| Introduction:
This Thematic Unit has been created to help students explore the medias role in social justice from Reconstruction to the present. Students will determine how the ways in which information gets transmitted can affect the messages being sent. They will discuss how the media shapes their personal experiences and how newspaper, television, and film coverage have positively and negatively impacted different groups of people. Students will gain the ability to interpret media in order to determine the validity, objectivity, or bias of the information presented, enabling them to make informed decisions based on critical analysis.
By teaching our students to question, interpret, scrutinize, and analyze different forms of media, we plan to give them the tools to become well-informed citizens. In addtion, students will understand how and why the role of the media has changed over time. The teachers will draw from their individual disciplines Social Science, English, Math, and Science to introduce our students to different types and uses of media.
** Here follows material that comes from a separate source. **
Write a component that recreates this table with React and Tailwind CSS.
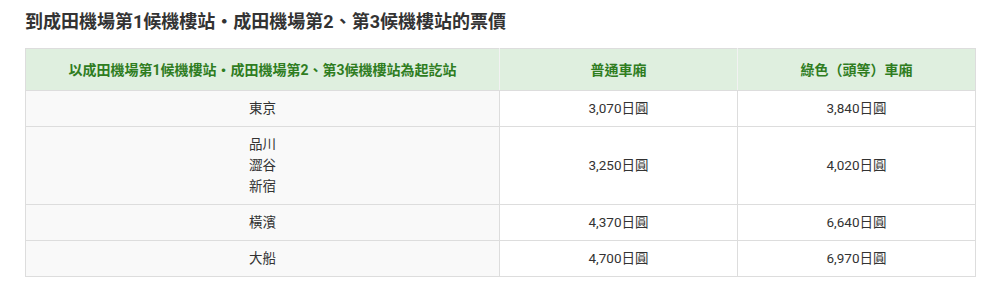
import React from "react";

const rows = [
  { stations: ["東京"], normal: "3,070日圓", green: "3,840日圓" },
  { stations: ["品川", "澀谷", "新宿"], normal: "3,250日圓", green: "4,020日圓" },
  { stations: ["橫濱"], normal: "4,370日圓", green: "6,640日圓" },
  { stations: ["大船"], normal: "4,700日圓", green: "6,970日圓" },
];

const App = () => {
  return (
    <div
      className="w-[993px] h-[290px] bg-white px-[25px] pt-[8px] text-[#333]"
      style={{ fontFamily: 'Roboto, "Noto Sans CJK TC", sans-serif' }}
    >
      <h2 className="text-[18px] font-bold leading-[28px] text-[#333] mb-[12px]">
        到成田機場第1候機樓站・成田機場第2、第3候機樓站的票價
      </h2>

      <table className="w-[950px] border-collapse table-fixed text-[13.5px]">
        <colgroup>
          <col className="w-[474px]" />
          <col className="w-[238px]" />
          <col className="w-[238px]" />
        </colgroup>
        <thead>
          <tr className="bg-[#dfefdf] text-[#2f7d1f] text-[14px] font-bold">
            <th className="h-[42px] border border-[#dddddd] border-r-[#f2f2f2] leading-[20px] text-center">
              以成田機場第1候機樓站・成田機場第2、第3候機樓站為起訖站
            </th>
            <th className="h-[42px] border border-[#dddddd] border-r-[#f2f2f2] leading-[20px] text-center">
              普通車廂
            </th>
            <th className="h-[42px] border border-[#dddddd] leading-[20px] text-center">
              綠色（頭等）車廂
            </th>
          </tr>
        </thead>
        <tbody>
          {rows.map((row, idx) => (
            <tr key={idx}>
              <td className="bg-[#f9f9f9] border border-[#dddddd] py-[7px] leading-[21px] text-center align-middle">
                {row.stations.map((s) => (
                  <div key={s}>{s}</div>
                ))}
              </td>
              <td className="bg-white border border-[#dddddd] py-[7px] leading-[21px] text-center align-middle">
                {row.normal}
              </td>
              <td className="bg-white border border-[#dddddd] py-[7px] leading-[21px] text-center align-middle">
                {row.green}
              </td>
            </tr>
          ))}
        </tbody>
      </table>
    </div>
  );
};

export default App;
Students will become stronger in each discipline through critical appraisal and analysis of primary sources and secondary media, engagement in writing simulations, creation of raps, historical newscasts, and a host of other related activities. They will use hands on research and primary sources to become more familiar with positive and negative aspects of the media. Students will be exposed to different teaching modalities to maintain interest and enthusiasm for the subject over a four-week period. Students will refine critical thinking skills, writing skills, and analytical skills.
Overall Goals:
- To introduce students to different types of media
- To teach students about subjectivity and objectivity
Learning Goals:
- Improve literacy in all four disciplines (English, Social Science, Math, and Science).
- Analyze and interpret data
- Write well-founded arguments
- Better understand subjectivity and objectivity
- Better understand the advantages and limitations of different types of media
- Determine how the media affects them as individuals, their community, and the world
- Compare and contrast how the roles of the media have changed
- Gain appropriate 11th grade level California standards in English, Math, Science, and Social Science.
Demographics:
Students are in the 11th grade in a fictional high school in San Francisco. The class makeup is as follows:
- 40% African American
- 23% Asian/Pacific Islander
- 20% Latino
- 17% Caucasian
COMMUNITY DEMOGRAPHICS:
The school is located South of Market near Bessie Carmichael Elementary School. This is San Francisco's District 6, which has been targeted as a redevelpoment and revitalization zone by the San Francisco Redevelopment Association. San Francisco Police report a 10.7% drop in crime in this area from 2001 to 2002. Several economic and community revitalization projects are under way, including an extensive park and recreation project that will serve the schools in this area. South of Market's average household income is approximately $24,500 per year. Since the dot-com boom of the 90's, this area has been experiencing a period of gentrification. In addition, South of Market hosts a large immigrant population, especially in the case of Filipinos.
SOCIOECONOMIC FACTORS:
70% of students qualify for free and reduced lunch. 70% of the childrens mothers graduated form high school, 5% attended college.
GENDER:
52% female, 48% male. Special resources and support available to LGBT students.